Well I would prefer not to give away that information. I do not know where she places but I'd imagine it is near the top 10 percent. She has recieved the highest grade in 3-4 of her classes (which is apparently a big deal in law school).

What information - The name of their school? By your own admission you don't even know their class ranking, but you imagine their class ranking. The OP presumably wants legitimate advice and those of us in the legal field who have first hand knowledge are providing it. Save the anecdotal tales for the water-cooler.

 
MTx_2012:
MonkeyInSchool:
MTx_2012:

Tier 1 - according to US News & World Report. Name the law school, the firm, her class ranking, and any political connections she has at those firms.

Well I would prefer not to give away that information. I do not know where she places but I'd imagine it is near the top 10 percent. She has recieved the highest grade in 3-4 of her classes (which is apparently a big deal in law school).

What information - The name of their school? By your own admission you don't even know their class ranking, but you imagine their class ranking. The OP presumably wants legitimate advice and those of us in the legal field who have first hand knowledge are providing it. Save the anecdotal tales for the water-cooler.

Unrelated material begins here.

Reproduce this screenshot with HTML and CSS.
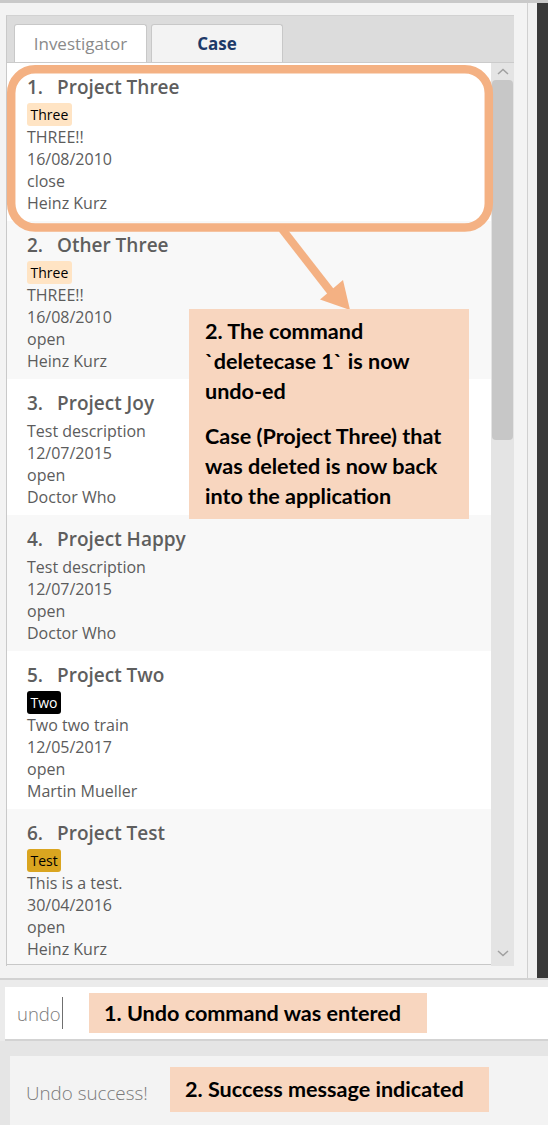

Vanderbilt doesn't rank you prick. He doesn't want advice on the legal field genius. If you paid attention instead of talking so much out of your ass you would notice he is asking about how Investment Bankers view a law major.

 

Immature name calling only adds to the fact you know nothing of what you speak. Plus, you contradicted yourself again - Vanderbilt doesn't have rankings? But you wrote earlier you imagine she is in the top 10% of her class. How can that be if Vanderbilt doesn't have rankings?

 
Best Response

Staying out the urinating competition above, I don't know of a law student going directly into IB but it's different here in the US because there isn't an undergrad law degree (to my knowledge). I know of seasoned lawyers who are rainmakers in their own right getting into IB or PE but that's after practicing for some time and making a name for themselves (same goes for some lawyers who are brought in house by real estate developers or investors and shed the law part and get into deal making business end of the business). I know the head of a top group at what's considered the best BB in the states and he originally had a law degree and practiced in his home country but went back and got an MBA from a very good but not top 5 or 7 bschool and he's not doing half bad now. But I think he was also a spy before he went to law school (not kidding).

 

I ask because I feel it genuinely is a really difficult subject - I could be getting 1st (3.7+ GPA) easily if I had taken a humanities or social science class like polisci, but I'm stuck at a 3.3 at the moment.

Thanks everyone - I'm not pursuing a law career in the US as I'm aware that the market is pretty much saturated.

I want to get into IBD and was just wondering how the "difficulty perception" of my major stacks up.

FYI I go to what you can think of as a bottom 1st-tier or top 2nd-tier law school. Compare with Michigan Law.